Я иду дальше и связываю Маяковского уже не только с Блоком, но со всем духом русского религиозно-культурного ренессанса, знаменитого Серебряного века. Мысли тогдашних русских титанов были окрашены эсхатологически и теургически. О Бердяеве и Вячеславе Иванове это уж точно можно сказать, это они тон тогда задавали. Бердяев ввел в оборот учение Николая Федорова с его безумной идеей воскрешения мертвых. А ведь Маяковский очень за эту мысль, за этот образ зацепился – вспомним хотя бы финал поэмы «Про это».
Вот тут опять Бердяева можно вспомнить, который писал о Возрождении: главный его урок в том, что оно не удалось. Оно не преобразило бытия, а только (!!!) обогатило мир гениальными произведениями искусства. Это очень характерно для радикального утописта, каким, повторяю, был и Маяковский. Он по этому пути и пошел – отказался от собственного творчества во имя наступающей новой космической эры. Вот каков глубинный смысл его плакатов и реклам и газетных стихотворных фельетонов: отнюдь не следование теориям ЛЕФа о производственном искусстве, а порывание к новому небу и новой земле – точь-в-точь как у предреволюционных теургов. Стихи писать не надо, коли открываются некие космические перспективы. Маяковский – Савонарола, а это высокая фигура.
Так что в этом Чуковский не прав: никаких потомков, никакого будущего у Маяковского не было. Не назвать же традицией Маяковского газетную рифмованную публицистику, в которой так преуспел Евтушенко.
Самоубийство Маяковского – высокий жест, гениальный поступок. Не будет новой земли – уйду сам, а там и небо, глядишь, отыщется: новое небо.
Можно привести цитату из того же Чуковского, так его обожавшего и чаявшего с ним и Ахматовой слиться в едином объятии:
Маяковский, при всем своем сильном таланте, есть такая же страшно упрощенная, страшно элементарная личность, без всяких душевных тонов и оттенков, которая самым фактом своего бытия свидетельствует о катастрофическом погрубении русского общества.

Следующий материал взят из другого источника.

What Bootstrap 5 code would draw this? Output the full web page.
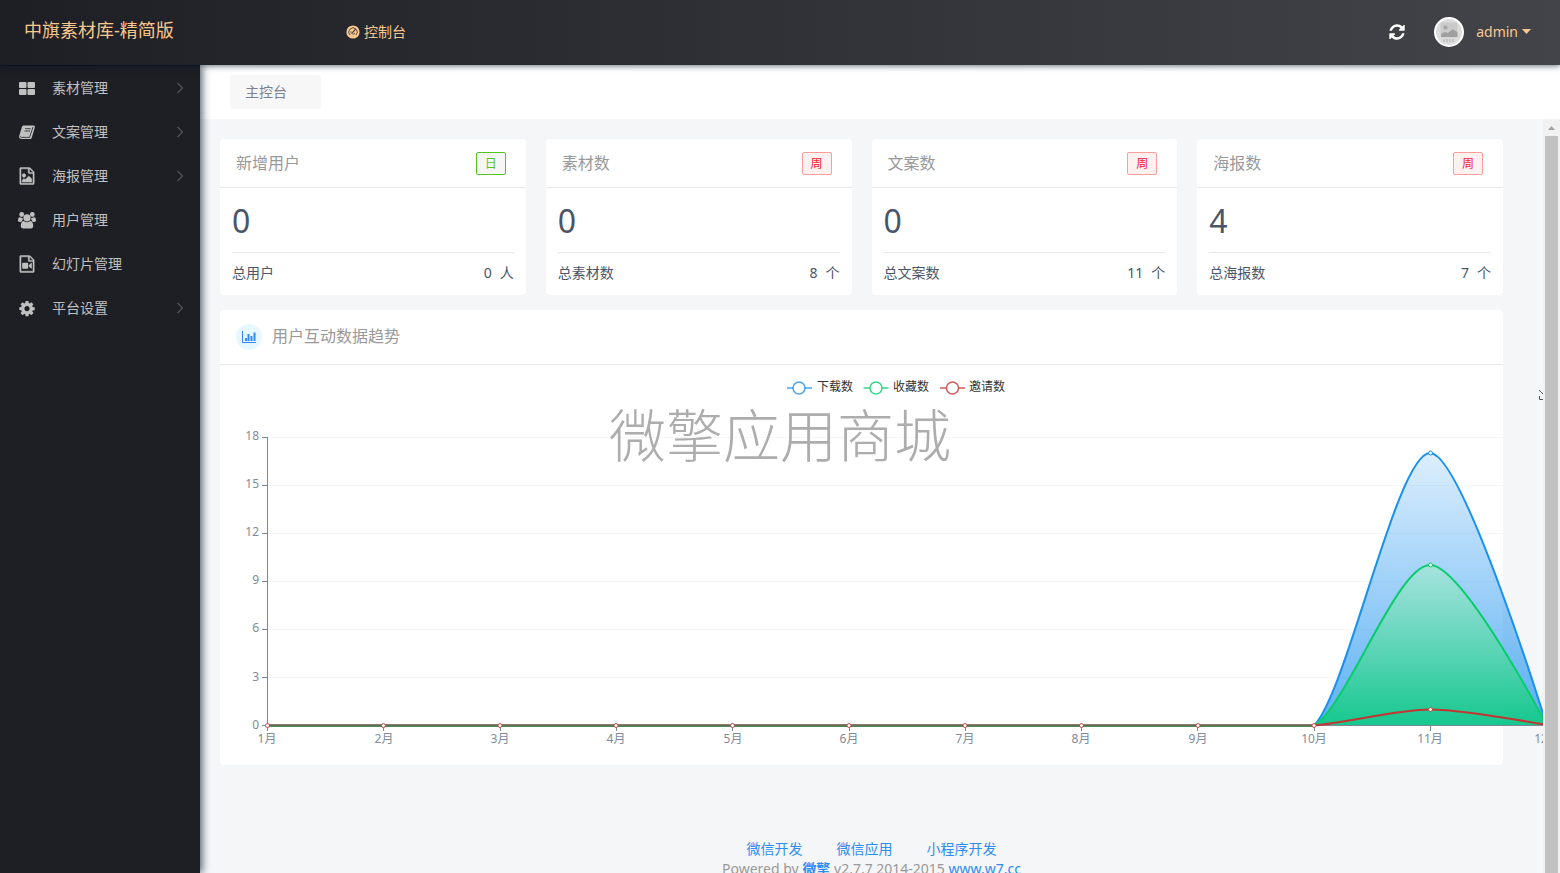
<!DOCTYPE html>
<html lang="zh-CN">
<head>
<meta charset="utf-8">
<meta name="viewport" content="width=device-width, initial-scale=1">
<title>中旗素材库-精简版</title>
<link href="https://cdn.jsdelivr.net/npm/bootstrap@5.3.0/dist/css/bootstrap.min.css" rel="stylesheet">
<style>
  body { font-family: "Noto Sans", "Noto Sans CJK SC", sans-serif; font-size: 14px; line-height: 20px; color: #4a5568; background: #f5f6f8; }
  a { text-decoration: none; }
  .topbar { height: 65px; padding: 0 25px 2px 24px; background: linear-gradient(90deg, #1e1f24, #43444a); box-shadow: 0 1px 6px rgba(0, 21, 41, .6); z-index: 3; }
  .topbar, .topbar a { color: #f8c88f; }
  .brand-link { font-size: 18px; width: 322px; padding: 0 0 4px; }
  .avatar { width: 30px; height: 30px; }
  .side { width: 200px; background: #1e1f24; border-top: 1px solid #10141c; box-shadow: 2px 0 8px rgba(0, 21, 41, .7); z-index: 2; }
  .side a { height: 44px; color: #c0c0c0; padding: 0 16px 0 18px; }
  .side .ico { width: 18px; height: 18px; fill: #c0c0c0; margin-right: 16px; }
  .chev { width: 8px; height: 12px; stroke: #77787c; fill: none; }
  .tabs { height: 54px; background: #fff; padding: 10px 30px; }
  .tabs a { width: 91px; height: 34px; padding: 0 15px; border-radius: 3px; background: #f7f7f7; color: #7b8095; }
  .content-pane { padding: 20px 40px 0 20px; }
  .panel-box { background: #fff; border-radius: 4px; }
  .stat-grid { gap: 20px; margin-bottom: 15px; }
  .box-title { font-size: 16px; font-weight: 400; color: #999; margin: 0; }
  .stat-head { height: 49px; padding: 1px 20px 0 16px; border-bottom: 1px solid #e8e8e8; }
  .tag { width: 30px; height: 23px; font-size: 12px; border: 1px solid #ff9d9a; border-radius: 2px; background: #fff1f0; color: #f5222d; }
  .tag-day { border-color: #52c41a; background: #f6f6f6; color: #52c41a; }
  .stat-body { padding: 0 12px 2px; }
  .stat-num { font-size: 32px; height: 65px; padding-top: 2px; border-bottom: 1px solid #e8e8e8; }
  .stat-foot { height: 40px; }
  .chart-head { height: 55px; padding: 0 16px; gap: 10px; border-bottom: 1px solid #e8e8e8; }
  .round-ico { width: 26px; height: 26px; border-radius: 50%; background: #e6f7ff; }
  .chart-wrap { padding-left: 15px; }
  .chart { display: block; width: calc(100% + 55px); height: auto; overflow: visible; font-size: 12px; }
  .foot { margin: 74px -20px 0 0; color: #999; }
  .foot a { color: #2d8cf0; }
  .foot-links { gap: 34px; }
  .scroll-track { width: 17px; background: #f1f1f1; padding: 0 2px; gap: 6px; }
  .scroll-track i { background: #c1c1c1; }
  .scroll-track svg { width: 7px; height: 4px; margin: 7px auto 0; }
  .watermark { font-size: 57px; line-height: 56px; padding-bottom: 4px; font-weight: 300; color: #adadad; z-index: 5; pointer-events: none; }
</style>
</head>
<body class="vh-100 overflow-hidden d-flex flex-column">

<header class="topbar d-flex align-items-center flex-shrink-0 position-relative">
  <a href="#" class="brand-link">中旗素材库-精简版</a>
  <a href="#" class="d-flex align-items-center gap-1">
    <svg width="14" height="14" viewBox="0 0 14 14"><circle cx="7" cy="7" r="6.6" fill="#f8c88f"/><path d="M4 10a4.2 4.2 0 1 1 6 0M4.800 6.300A2.600 2.600 0 0 0 9 8.500" fill="none" stroke="#4a3f38" stroke-width=".9"/><path d="M6.300 7.900 9.800 3.800" stroke="#4a3f38" stroke-width="1.100"/></svg>
    <span>控制台</span>
  </a>
  <button type="button" class="btn p-0 border-0 ms-auto me-4 d-flex" aria-label="刷新">
    <svg width="18" height="18" viewBox="0 0 1792 1792" fill="#fff"><path d="M1639 1056q0 5-1 7-64 268-268 434.500t-478 166.500q-146 0-282.500-55t-243.500-157l-129 129q-19 19-45 19t-45-19-19-45v-448q0-26 19-45t45-19h448q26 0 45 19t19 45-19 45l-137 137q71 66 161 102t187 36q134 0 250-65t186-179q11-17 53-117 8-23 30-23h192q13 0 22.500 9.500t9.500 22.500zm25-800v448q0 26-19 45t-45 19h-448q-26 0-45-19t-19-45 19-45l138-138q-148-137-349-137-134 0-250 65t-186 179q-11 17-53 117-8 23-30 23h-199q-13 0-22.500-9.500t-9.500-22.500v-7q65-268 270-434.500t480-166.500q146 0 284 55.500t245 156.500l130-129q19-19 45-19t45 19 19 45z"/></svg>
  </button>
  <a href="#" class="d-flex align-items-center ms-1">
    <svg class="avatar me-2" viewBox="0 0 30 30"><circle cx="15" cy="15" r="14" fill="#dcdcdc" stroke="#fff" stroke-width="2"/><rect x="6.500" y="5.500" width="17" height="15" rx="2" fill="#cacaca"/><circle cx="11.500" cy="10.500" r="2" fill="#a2a2a2"/><path d="M7 20v-3l4-2 3 1 5-4 4.500 3.500V20z" fill="#a0a0a0"/><path d="M9 23.500h12" stroke="#c4c4c4" stroke-width="3" stroke-dasharray="2 1"/></svg>
    <span class="ps-1 pe-1">admin</span>
    <svg width="9" height="5" viewBox="0 0 9 5" class="me-1"><path d="M0 0h9L4.500 5z" fill="#f8c88f"/></svg>
  </a>
</header>

<div class="d-flex flex-grow-1 overflow-hidden">
  <nav class="side flex-shrink-0 d-flex flex-column position-relative">
    <a href="#" class="d-flex align-items-center">
      <svg class="ico" viewBox="0 0 18 18"><rect x="1" y="3" width="7.500" height="6" rx="1"/><rect x="9.500" y="3" width="7.500" height="6" rx="1"/><rect x="1" y="10" width="7.500" height="6" rx="1"/><rect x="9.500" y="10" width="7.500" height="6" rx="1"/></svg>
      <span>素材管理</span><svg class="chev ms-auto" viewBox="0 0 8 12"><path d="M1.500 1 6.500 6 1.500 11"/></svg></a>
    <a href="#" class="d-flex align-items-center">
      <svg class="ico" viewBox="0 0 18 18"><path d="M6.200 2.500h9.300c1.200 0 1.600.9 1.300 1.900l-3 10c-.3 1-1 1.500-2 1.500H3.600c-1.600 0-3-1.200-2.500-2.700L4 3.800c.3-.8 1.200-1.300 2.200-1.300z"/><path d="M7.200 5.700h5.500M6.500 8H12M2.400 13.200c-.1.700.5 1.200 1.200 1.200h7.900L15 4" fill="none" stroke="#1e1f24" stroke-width=".8"/></svg>
      <span>文案管理</span><svg class="chev ms-auto" viewBox="0 0 8 12"><path d="M1.500 1 6.500 6 1.500 11"/></svg></a>
    <a href="#" class="d-flex align-items-center">
      <svg class="ico" viewBox="0 -64 1792 1920"><path d="M1596 380q28 28 48 76t20 88v1152q0 40-28 68t-68 28h-1344q-40 0-68-28t-28-68v-1600q0-40 28-68t68-28h896q40 0 88 20t76 48zm-444-244v376h376q-10-29-22-41l-313-313q-12-12-41-22zm384 1528v-1024h-416q-40 0-68-28t-28-68v-416h-768v1536h1280zm-128-448v320h-1024v-192l192-192 128 128 384-384zm-832-192q-80 0-136-56t-56-136 56-136 136-56 136 56 56 136-56 136-136 56z" stroke="#c0c0c0" stroke-width="50"/></svg>
      <span>海报管理</span><svg class="chev ms-auto" viewBox="0 0 8 12"><path d="M1.500 1 6.500 6 1.500 11"/></svg></a>
    <a href="#" class="d-flex align-items-center">
      <svg class="ico" viewBox="0 0 18 18"><circle cx="3.700" cy="3.500" r="2.400"/><circle cx="14.300" cy="3.500" r="2.400"/><path d="M5 7.500c-1.500-.6-2.500-1.300-3.500-1.300C.5 6.200 0 8 0 9.600c0 .9.700 1.400 1.600 1.400h1.800c.4-1.300 1-2.400 2-3zM13 7.500c1.500-.6 2.500-1.300 3.500-1.300 1 0 1.500 1.800 1.500 3.400 0 .9-.7 1.400-1.600 1.400h-1.800c-.4-1.300-1-2.400-2-3z"/><path d="M5.800 10c-2 0-3 2-3 5 0 1.500 1 2.400 2.300 2.400h7.800c1.300 0 2.300-.9 2.300-2.400 0-3-1-5-3-5-1 .8-2 1.200-3.200 1.200S6.800 10.800 5.800 10z"/><circle cx="9" cy="6.800" r="3.600"/></svg>
      <span>用户管理</span></a>
    <a href="#" class="d-flex align-items-center">
      <svg class="ico" viewBox="0 -64 1792 1920"><g stroke="#c0c0c0" stroke-width="50"><path d="M1596 380q28 28 48 76t20 88v1152q0 40-28 68t-68 28h-1344q-40 0-68-28t-28-68v-1600q0-40 28-68t68-28h896q40 0 88 20t76 48zm-444-244v376h376q-10-29-22-41l-313-313q-12-12-41-22zm384 1528v-1024h-416q-40 0-68-28t-28-68v-416h-768v1536h1280z"/></g><rect x="384" y="768" width="640" height="640" rx="110"/><path d="M1060 1060 1330 800q78-20 78 50v476q0 70-78 50L1060 1116z"/></svg>
      <span>幻灯片管理</span></a>
    <a href="#" class="d-flex align-items-center">
      <svg class="ico" viewBox="0 -64 1792 1792"><path d="M1152 896q0-106-75-181t-181-75-181 75-75 181 75 181 181 75 181-75 75-181zm512-109v222q0 12-8 23t-20 13l-185 28q-19 54-39 91 35 50 107 138 10 12 10 25t-9 23q-27 37-99 108t-94 71q-12 0-26-9l-138-108q-44 23-91 38-16 136-29 186-7 28-36 28h-222q-14 0-24.500-8.500t-11.500-21.500l-28-184q-49-16-90-37l-141 107q-10 9-25 9-14 0-25-11-126-114-165-168-7-10-7-23 0-12 8-23 15-21 51-66.500t54-70.500q-27-50-41-99l-183-27q-13-2-21-12.500t-8-23.500v-222q0-12 8-23t19-13l186-28q14-46 39-92-40-57-107-138-10-12-10-24 0-10 9-23 26-36 98.500-107.500t94.500-71.500q13 0 26 10l138 107q44-23 91-38 16-136 29-186 7-28 36-28h222q14 0 24.500 8.500t11.500 21.500l28 184q49 16 90 37l142-107q9-9 24-9 13 0 25 10 129 119 165 170 7 8 7 22 0 12-8 23-15 21-51 66.500t-54 70.500q26 50 41 98l183 28q13 2 21 12.500t8 23.500z"/></svg>
      <span>平台设置</span><svg class="chev ms-auto" viewBox="0 0 8 12"><path d="M1.500 1 6.500 6 1.500 11"/></svg></a>
  </nav>

  <div class="flex-grow-1 d-flex flex-column overflow-hidden">
    <div class="tabs flex-shrink-0"><a href="#" class="d-flex align-items-center">主控台</a></div>

    <div class="d-flex flex-grow-1 overflow-hidden">
      <main class="content-pane flex-grow-1 overflow-hidden">
        <div class="stat-grid d-flex">
          <section class="panel-box flex-fill w-25">
            <div class="stat-head d-flex align-items-center justify-content-between"><h2 class="box-title">新增用户</h2><span class="tag tag-day d-flex align-items-center justify-content-center">日</span></div>
            <div class="stat-body"><div class="stat-num d-flex align-items-center">0</div><div class="stat-foot d-flex align-items-center"><span class="me-auto">总用户</span><span class="me-2">0</span><span>人</span></div></div>
          </section>
          <section class="panel-box flex-fill w-25">
            <div class="stat-head d-flex align-items-center justify-content-between"><h2 class="box-title">素材数</h2><span class="tag d-flex align-items-center justify-content-center">周</span></div>
            <div class="stat-body"><div class="stat-num d-flex align-items-center">0</div><div class="stat-foot d-flex align-items-center"><span class="me-auto">总素材数</span><span class="me-2">8</span><span>个</span></div></div>
          </section>
          <section class="panel-box flex-fill w-25">
            <div class="stat-head d-flex align-items-center justify-content-between"><h2 class="box-title">文案数</h2><span class="tag d-flex align-items-center justify-content-center">周</span></div>
            <div class="stat-body"><div class="stat-num d-flex align-items-center">0</div><div class="stat-foot d-flex align-items-center"><span class="me-auto">总文案数</span><span class="me-2">11</span><span>个</span></div></div>
          </section>
          <section class="panel-box flex-fill w-25">
            <div class="stat-head d-flex align-items-center justify-content-between"><h2 class="box-title">海报数</h2><span class="tag d-flex align-items-center justify-content-center">周</span></div>
            <div class="stat-body"><div class="stat-num d-flex align-items-center">4</div><div class="stat-foot d-flex align-items-center"><span class="me-auto">总海报数</span><span class="me-2">7</span><span>个</span></div></div>
          </section>
        </div>

        <section class="panel-box">
          <div class="chart-head d-flex align-items-center">
            <span class="round-ico d-flex align-items-center justify-content-center"><svg width="14" height="12" viewBox="0 0 14 12"><path d="M.5 0v11.500H14" fill="none" stroke="#2f8cff"/><path d="M4 10V7M6.500 10V3M9.500 10V5M12.500 10V1.500" stroke="#2f8cff" stroke-width="2"/></svg></span>
            <h2 class="box-title">用户互动数据趋势</h2>
          </div>
          <div class="chart-wrap">
            <svg class="chart" viewBox="0 0 1323 400" role="img" aria-label="用户互动数据趋势">
              <defs>
                <linearGradient id="gBlue" x1="0" y1="0" x2="0" y2="1"><stop offset="0" stop-color="#1890ef" stop-opacity=".15"/><stop offset="1" stop-color="#1890ef" stop-opacity=".7"/></linearGradient>
                <linearGradient id="gGreen" x1="0" y1="0" x2="0" y2="1"><stop offset="0" stop-color="#a6e6d8" stop-opacity=".8"/><stop offset="1" stop-color="#0ccb80" stop-opacity=".88"/></linearGradient>
              </defs>
              <g fill="#333">
                <g fill="#fff" stroke-width="1.500">
                  <path d="M552 23h25" stroke="#1890ef" opacity=".8"/><circle cx="564" cy="23" r="6" stroke="#1890ef" stroke-opacity=".8"/>
                  <path d="M628.500 23h25" stroke="#07cc6b" opacity=".8"/><circle cx="641" cy="23" r="6" stroke="#07cc6b" stroke-opacity=".8"/>
                  <path d="M705 23h25" stroke="#c23531" opacity=".8"/><circle cx="717.500" cy="23" r="6" stroke="#c23531" stroke-opacity=".8"/>
                </g>
                <text x="582" y="26">下载数</text><text x="658" y="26">收藏数</text><text x="734" y="26">邀请数</text>
              </g>
              <g fill="none" stroke="#555"><path d="M1304 25l7 7M1304.500 31v3.500h7v-5"/></g>
              <path d="M32 72.500H1312M32 120.500H1312M32 168.500H1312M32 216.500H1312M32 264.500H1312M32 312.500H1312" stroke="#f5f6f8" fill="none"/>
              <path d="M32.500 72V361M27 72.500h5M27 120.500h5M27 168.500h5M27 216.500h5M27 264.500h5M27 312.500h5M27 360.500H1312M32.500 361v5M148.500 361v5M265.500 361v5M381.500 361v5M497.500 361v5M614.500 361v5M730.500 361v5M846.500 361v5M962.500 361v5M1079.500 361v5M1195.500 361v5" stroke="#808695" fill="none"/>
              <g fill="#808a9d" text-anchor="end">
                <text x="24" y="75">18</text><text x="24" y="123">15</text><text x="24" y="171">12</text><text x="24" y="219">9</text><text x="24" y="267">6</text><text x="24" y="316">3</text><text x="24" y="364">0</text>
              </g>
              <g fill="#808a9d" text-anchor="middle">
                <text x="32" y="378">1月</text><text x="149" y="378">2月</text><text x="265" y="378">3月</text><text x="381" y="378">4月</text><text x="498" y="378">5月</text><text x="614" y="378">6月</text><text x="730" y="378">7月</text><text x="846" y="378">8月</text><text x="963" y="378">9月</text><text x="1079" y="378">10月</text><text x="1195" y="378">11月</text><text x="1312" y="378">12月</text>
              </g>
              <path d="M1079 360C1112 328 1162 88 1195 88S1311.500 360 1311.500 360z" fill="url(#gBlue)"/>
              <path d="M32 360.500H1079C1112 328 1162 88 1195 88S1311.500 360 1311.500 360" fill="none" stroke="#1890ef" stroke-width="2"/>
              <path d="M1079 360C1112 341 1162 200 1195 200S1311.500 360 1311.500 360z" fill="url(#gGreen)"/>
              <path d="M32 360.500H1079C1112 341 1162 200 1195 200S1311.500 360 1311.500 360" fill="none" stroke="#07cc6b" stroke-width="2"/>
              <path d="M32 360.500H1079C1112 358 1162 344.500 1195 344.500S1311.500 360 1311.500 360" fill="none" stroke="#c23531" stroke-width="2"/>
              <path d="M32 361H1079" stroke="#3f8a52" stroke-width="2" stroke-opacity=".7"/>
              <g fill="#fff">
                <g stroke="#c23531" stroke-opacity=".85"><circle cx="32.500" cy="360.500" r="2"/><circle cx="148.500" cy="360.500" r="2"/><circle cx="265" cy="360.500" r="2"/><circle cx="381" cy="360.500" r="2"/><circle cx="497.500" cy="360.500" r="2"/><circle cx="614" cy="360.500" r="2"/><circle cx="730" cy="360.500" r="2"/><circle cx="846.500" cy="360.500" r="2"/><circle cx="963" cy="360.500" r="2"/><circle cx="1079" cy="360.500" r="2"/><circle cx="1195.500" cy="344.500" r="2"/></g>
                <circle cx="1195.500" cy="200" r="2" stroke="#07cc6b"/><circle cx="1195.500" cy="88" r="2" stroke="#1890ef"/>
              </g>
            </svg>
          </div>
        </section>

        <footer class="foot text-center">
          <div class="foot-links d-flex justify-content-center"><a href="#">微信开发</a><a href="#">微信应用</a><a href="#">小程序开发</a></div>
          <div>Powered by <a href="#" class="fw-bold">微擎</a> v2.7.7 2014-2015 <a href="#">www.w7.cc</a></div>
        </footer>
      </main>
      <div class="scroll-track flex-shrink-0 d-flex flex-column" aria-hidden="true"><svg viewBox="0 0 7 4"><path d="M0 4h7L3.500 0z" fill="#a3a3a3"/></svg><i class="flex-grow-1"></i></div>
    </div>
  </div>
</div>

<div class="watermark position-absolute top-50 start-50 translate-middle text-nowrap">微擎应用商城</div>

<script src="https://cdn.jsdelivr.net/npm/bootstrap@5.3.0/dist/js/bootstrap.bundle.min.js"></script>
</body>
</html>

Он был еще молод, формы, предстоящие этой теме, были впереди. Тема же была ненасытима и отлагательств не терпела. Поэтому первое время ей в угоду приходилось предвосхищать свое будущее, предвосхищенье же, осуществляемое в первом лице, есть поза.
Из этих поз, естественных в мире высшего само-выраженья, как правила приличья в быту, он выбрал позу внешней цельности, для художника труднейшую и в отношении друзей и близких благороднейшую. Эту позу он выдерживал с таким совершенством, что теперь почти нет возможности дать характеристику ее подоплеки.
А между тем пружиной его беззастенчивости была дикая застенчивость, а под его притворной волей крылось феноменально мнительное и склонное к беспричинной угрюмости безволье.
И это ведь тоже был, в некотором роде, один из заветов символизма: сочинять не только стихи, но и себя, самообраз строить. Маска хулигана шла футуристу Маяковскому. И он очень искусно держался в этом образе. М. Ф. Андреева, тогда жена Горького, вспоминает: Маяковский пришел к Горькому, она просила его подождать в столовой, скоро, мол, Горький выйдет, а сама пошла на второй этаж. Тогда Маяковский крикнул ей вслед: А вы не боитесь, что я украду ваши серебряные ложки?
И вот еще какую деталь я бы сюда привлек. После самоубийства Есенина, когда повсеместно вспыхнула любовь к покойнику, особенно среди молодежи, и с этим власти решили бороться – против «есенинщины», против богемы, когда написал свою кошмарную статью Бухарин, – Маяковский тоже, натурально, включился в эту боевую кампанию, даже написал стихи о Есенине и против его самоубийства (а самому оставалось жить четыре года с небольшим). Но вот помимо всех этих громких заявлений, кроме таких бодрых призывов – вдруг появляется газетная заметка, в отчете о диспуте о богеме. И товарищ Маяковский выступил, и вот как он в этом отчете представлен:
У нас просто не понимают, что такое богема. Я никогда не сидел в кабаках, не пил пива и не был хулиганом. Богема – это было общество изысканно-остроумных и талантливых людей, и ходили туда отнюдь не пьянствовать.
Вы слышите голос нормального, хорошо воспитанного, интеллигентного человека? Таким, полагаю, Маяковский и был, пока не влезал на эстрадные подмостки и не заводил себя в пустой полемике с каким-нибудь классово чуждым Булгаковым (да, Михаилом, да, считал «Дни Турбиных» белогвардейской пьесой).